- EXERCISE OBJECTIVE:
Which lines hold the word "styles"? Copy each of them.

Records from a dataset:
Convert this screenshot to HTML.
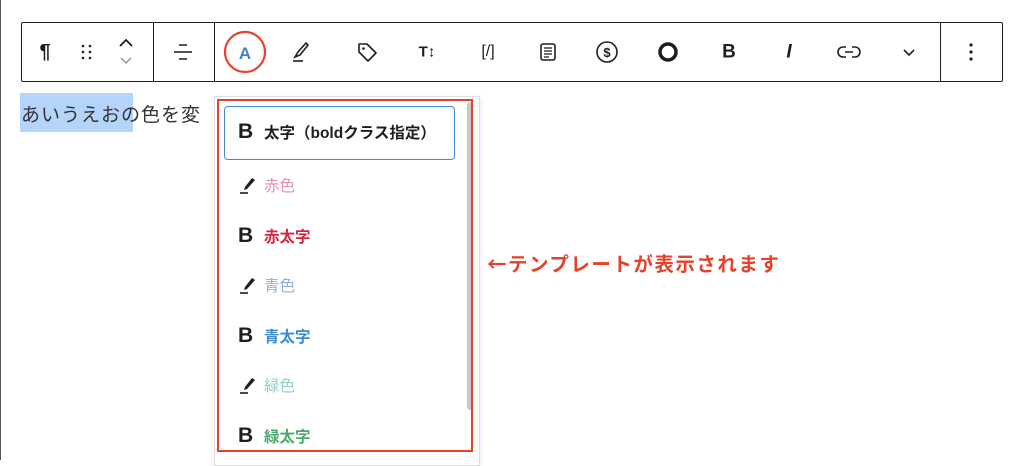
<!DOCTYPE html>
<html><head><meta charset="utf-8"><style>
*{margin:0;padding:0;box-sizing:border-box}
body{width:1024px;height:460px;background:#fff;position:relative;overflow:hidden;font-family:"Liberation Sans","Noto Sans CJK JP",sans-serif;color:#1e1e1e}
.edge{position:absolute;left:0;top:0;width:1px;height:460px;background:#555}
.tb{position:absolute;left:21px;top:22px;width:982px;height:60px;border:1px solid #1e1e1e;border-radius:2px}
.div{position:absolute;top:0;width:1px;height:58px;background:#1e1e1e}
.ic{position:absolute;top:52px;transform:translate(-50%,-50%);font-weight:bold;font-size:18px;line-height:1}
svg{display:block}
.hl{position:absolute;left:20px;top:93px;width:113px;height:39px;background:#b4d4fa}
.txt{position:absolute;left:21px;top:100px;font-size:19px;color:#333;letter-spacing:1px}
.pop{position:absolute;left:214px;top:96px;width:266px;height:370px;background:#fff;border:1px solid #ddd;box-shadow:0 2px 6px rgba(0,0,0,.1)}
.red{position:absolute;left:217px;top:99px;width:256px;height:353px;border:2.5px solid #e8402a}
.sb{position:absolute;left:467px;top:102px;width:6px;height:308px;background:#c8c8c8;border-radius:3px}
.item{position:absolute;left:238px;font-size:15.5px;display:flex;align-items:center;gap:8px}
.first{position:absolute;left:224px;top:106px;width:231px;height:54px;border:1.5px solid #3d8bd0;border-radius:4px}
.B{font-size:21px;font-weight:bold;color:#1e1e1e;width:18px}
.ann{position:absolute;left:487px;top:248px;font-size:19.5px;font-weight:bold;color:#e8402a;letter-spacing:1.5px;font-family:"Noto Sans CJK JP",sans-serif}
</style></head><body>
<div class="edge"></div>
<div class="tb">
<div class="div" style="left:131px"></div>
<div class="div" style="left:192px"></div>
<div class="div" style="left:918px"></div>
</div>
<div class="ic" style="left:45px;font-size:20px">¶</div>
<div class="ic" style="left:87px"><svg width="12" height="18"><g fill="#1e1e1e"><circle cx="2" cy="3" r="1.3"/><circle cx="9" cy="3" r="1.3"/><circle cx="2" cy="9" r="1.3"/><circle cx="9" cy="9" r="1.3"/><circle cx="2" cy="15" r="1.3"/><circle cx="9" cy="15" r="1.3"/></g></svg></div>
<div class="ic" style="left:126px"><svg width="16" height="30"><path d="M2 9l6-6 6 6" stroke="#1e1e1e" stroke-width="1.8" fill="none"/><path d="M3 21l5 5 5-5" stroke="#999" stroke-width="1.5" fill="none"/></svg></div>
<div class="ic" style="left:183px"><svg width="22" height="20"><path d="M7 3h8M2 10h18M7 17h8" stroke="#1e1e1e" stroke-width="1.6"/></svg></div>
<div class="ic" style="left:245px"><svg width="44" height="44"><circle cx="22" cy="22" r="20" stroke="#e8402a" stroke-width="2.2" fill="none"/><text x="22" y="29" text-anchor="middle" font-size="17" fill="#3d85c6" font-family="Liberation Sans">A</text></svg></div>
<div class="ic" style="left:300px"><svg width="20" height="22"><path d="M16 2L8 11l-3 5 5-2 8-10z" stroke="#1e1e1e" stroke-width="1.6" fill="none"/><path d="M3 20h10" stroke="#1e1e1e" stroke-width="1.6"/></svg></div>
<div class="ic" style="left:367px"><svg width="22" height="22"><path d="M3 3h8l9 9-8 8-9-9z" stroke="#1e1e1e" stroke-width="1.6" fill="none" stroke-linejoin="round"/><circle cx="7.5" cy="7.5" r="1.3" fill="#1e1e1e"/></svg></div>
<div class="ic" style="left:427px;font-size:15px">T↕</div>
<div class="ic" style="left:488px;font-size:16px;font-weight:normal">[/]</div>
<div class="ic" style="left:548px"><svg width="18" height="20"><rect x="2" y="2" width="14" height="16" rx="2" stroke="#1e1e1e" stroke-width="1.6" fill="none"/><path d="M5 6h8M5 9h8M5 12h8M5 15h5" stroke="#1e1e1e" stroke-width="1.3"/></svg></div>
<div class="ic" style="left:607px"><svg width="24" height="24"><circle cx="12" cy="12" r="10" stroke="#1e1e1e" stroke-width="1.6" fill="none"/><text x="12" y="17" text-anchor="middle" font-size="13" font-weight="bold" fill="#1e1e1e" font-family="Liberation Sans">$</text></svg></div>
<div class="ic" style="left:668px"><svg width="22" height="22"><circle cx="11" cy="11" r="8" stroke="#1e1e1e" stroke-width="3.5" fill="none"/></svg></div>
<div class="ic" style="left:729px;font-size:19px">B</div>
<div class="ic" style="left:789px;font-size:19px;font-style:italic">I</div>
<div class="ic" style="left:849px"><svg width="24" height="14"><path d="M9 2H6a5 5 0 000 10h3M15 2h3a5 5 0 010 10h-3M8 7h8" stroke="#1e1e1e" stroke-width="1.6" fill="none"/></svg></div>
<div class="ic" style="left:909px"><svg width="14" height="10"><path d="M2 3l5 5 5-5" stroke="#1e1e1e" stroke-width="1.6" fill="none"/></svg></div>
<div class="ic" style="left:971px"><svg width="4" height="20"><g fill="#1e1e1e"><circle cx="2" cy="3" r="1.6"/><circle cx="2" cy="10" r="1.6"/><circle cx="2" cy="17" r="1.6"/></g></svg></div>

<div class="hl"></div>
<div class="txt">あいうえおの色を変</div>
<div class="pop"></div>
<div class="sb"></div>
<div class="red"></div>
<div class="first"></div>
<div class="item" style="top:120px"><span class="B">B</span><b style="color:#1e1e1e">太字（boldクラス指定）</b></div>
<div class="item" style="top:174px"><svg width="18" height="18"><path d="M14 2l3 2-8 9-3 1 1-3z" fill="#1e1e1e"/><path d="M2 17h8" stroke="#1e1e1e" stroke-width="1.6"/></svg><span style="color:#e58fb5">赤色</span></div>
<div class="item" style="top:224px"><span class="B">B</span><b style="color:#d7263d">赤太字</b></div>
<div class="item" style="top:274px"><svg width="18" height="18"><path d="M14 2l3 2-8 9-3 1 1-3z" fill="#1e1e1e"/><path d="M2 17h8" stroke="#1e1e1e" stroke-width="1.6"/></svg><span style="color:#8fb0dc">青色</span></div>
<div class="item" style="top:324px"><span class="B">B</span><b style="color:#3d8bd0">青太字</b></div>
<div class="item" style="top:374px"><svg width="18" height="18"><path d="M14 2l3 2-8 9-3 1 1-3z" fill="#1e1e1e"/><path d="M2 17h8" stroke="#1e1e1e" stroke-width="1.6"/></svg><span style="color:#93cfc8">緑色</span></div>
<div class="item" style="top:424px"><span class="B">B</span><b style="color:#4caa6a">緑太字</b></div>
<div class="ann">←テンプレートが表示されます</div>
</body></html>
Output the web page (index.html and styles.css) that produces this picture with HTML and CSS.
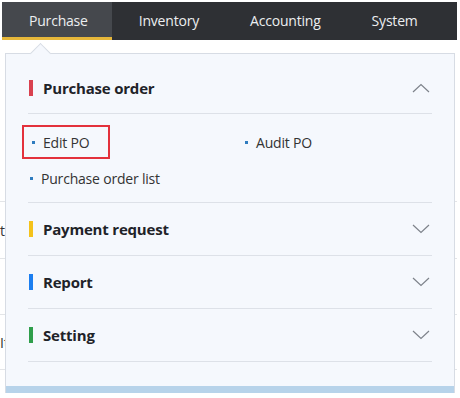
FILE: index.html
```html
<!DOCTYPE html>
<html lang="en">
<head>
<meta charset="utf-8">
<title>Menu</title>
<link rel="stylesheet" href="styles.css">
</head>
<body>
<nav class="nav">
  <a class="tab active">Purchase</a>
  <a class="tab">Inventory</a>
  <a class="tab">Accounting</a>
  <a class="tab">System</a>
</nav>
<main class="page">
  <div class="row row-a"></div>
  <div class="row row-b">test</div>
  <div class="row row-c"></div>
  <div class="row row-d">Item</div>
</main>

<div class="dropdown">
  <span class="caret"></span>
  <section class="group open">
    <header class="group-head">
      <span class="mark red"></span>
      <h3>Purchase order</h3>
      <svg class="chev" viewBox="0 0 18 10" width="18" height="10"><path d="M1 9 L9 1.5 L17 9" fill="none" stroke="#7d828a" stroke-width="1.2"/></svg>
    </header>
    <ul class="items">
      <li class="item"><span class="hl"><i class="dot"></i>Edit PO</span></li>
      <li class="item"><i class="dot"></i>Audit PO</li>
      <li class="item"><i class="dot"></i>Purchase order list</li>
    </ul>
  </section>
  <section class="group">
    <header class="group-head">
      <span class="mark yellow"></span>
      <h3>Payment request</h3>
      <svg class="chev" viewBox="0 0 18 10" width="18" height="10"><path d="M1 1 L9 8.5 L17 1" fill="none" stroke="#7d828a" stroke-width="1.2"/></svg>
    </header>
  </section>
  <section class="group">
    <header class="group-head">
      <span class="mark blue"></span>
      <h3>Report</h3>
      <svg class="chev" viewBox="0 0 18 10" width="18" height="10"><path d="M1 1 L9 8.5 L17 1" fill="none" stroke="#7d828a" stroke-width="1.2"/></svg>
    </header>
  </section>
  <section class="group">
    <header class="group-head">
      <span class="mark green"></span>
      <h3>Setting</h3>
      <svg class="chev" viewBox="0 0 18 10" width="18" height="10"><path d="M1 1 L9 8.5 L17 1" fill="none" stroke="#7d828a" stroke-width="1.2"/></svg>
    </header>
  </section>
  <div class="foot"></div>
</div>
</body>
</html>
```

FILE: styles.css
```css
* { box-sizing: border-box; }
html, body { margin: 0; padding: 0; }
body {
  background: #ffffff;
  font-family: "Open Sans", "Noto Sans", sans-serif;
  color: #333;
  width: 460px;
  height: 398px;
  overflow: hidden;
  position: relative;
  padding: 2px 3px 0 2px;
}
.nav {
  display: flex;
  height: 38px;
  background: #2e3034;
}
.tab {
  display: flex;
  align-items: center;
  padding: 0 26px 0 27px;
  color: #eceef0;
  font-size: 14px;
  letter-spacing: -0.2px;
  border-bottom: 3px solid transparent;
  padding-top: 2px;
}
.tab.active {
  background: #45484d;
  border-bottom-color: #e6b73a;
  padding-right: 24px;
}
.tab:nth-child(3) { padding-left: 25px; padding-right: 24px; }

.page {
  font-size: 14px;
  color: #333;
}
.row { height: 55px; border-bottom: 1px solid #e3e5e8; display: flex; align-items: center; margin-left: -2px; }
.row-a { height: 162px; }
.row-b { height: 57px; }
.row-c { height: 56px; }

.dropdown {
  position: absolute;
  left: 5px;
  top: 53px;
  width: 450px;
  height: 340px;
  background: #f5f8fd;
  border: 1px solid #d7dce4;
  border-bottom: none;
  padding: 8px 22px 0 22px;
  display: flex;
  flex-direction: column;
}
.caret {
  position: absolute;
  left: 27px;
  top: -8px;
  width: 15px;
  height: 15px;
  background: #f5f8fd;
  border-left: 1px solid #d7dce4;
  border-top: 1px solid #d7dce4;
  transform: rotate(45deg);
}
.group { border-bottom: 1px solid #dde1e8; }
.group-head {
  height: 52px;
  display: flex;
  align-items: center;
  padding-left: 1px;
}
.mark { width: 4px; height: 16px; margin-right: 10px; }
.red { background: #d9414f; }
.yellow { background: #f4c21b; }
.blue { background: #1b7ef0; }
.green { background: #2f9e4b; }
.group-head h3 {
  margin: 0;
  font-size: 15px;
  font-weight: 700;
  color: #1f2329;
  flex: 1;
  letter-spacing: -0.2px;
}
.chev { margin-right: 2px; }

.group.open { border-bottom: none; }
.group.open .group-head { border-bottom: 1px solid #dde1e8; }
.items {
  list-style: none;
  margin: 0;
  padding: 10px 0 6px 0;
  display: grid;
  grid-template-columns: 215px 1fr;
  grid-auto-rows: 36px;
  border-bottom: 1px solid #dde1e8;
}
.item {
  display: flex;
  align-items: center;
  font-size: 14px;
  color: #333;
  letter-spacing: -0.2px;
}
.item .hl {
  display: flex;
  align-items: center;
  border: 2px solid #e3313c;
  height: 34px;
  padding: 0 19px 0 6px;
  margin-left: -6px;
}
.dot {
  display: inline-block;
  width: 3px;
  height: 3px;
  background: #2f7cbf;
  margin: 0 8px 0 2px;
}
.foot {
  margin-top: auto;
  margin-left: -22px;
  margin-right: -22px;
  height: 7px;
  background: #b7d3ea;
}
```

- CORRECT RESULT:
Output the web page (index.html and styles.css) that produces this picture with HTML and CSS.
<link rel="stylesheet" href="styles.css">
FILE: styles.css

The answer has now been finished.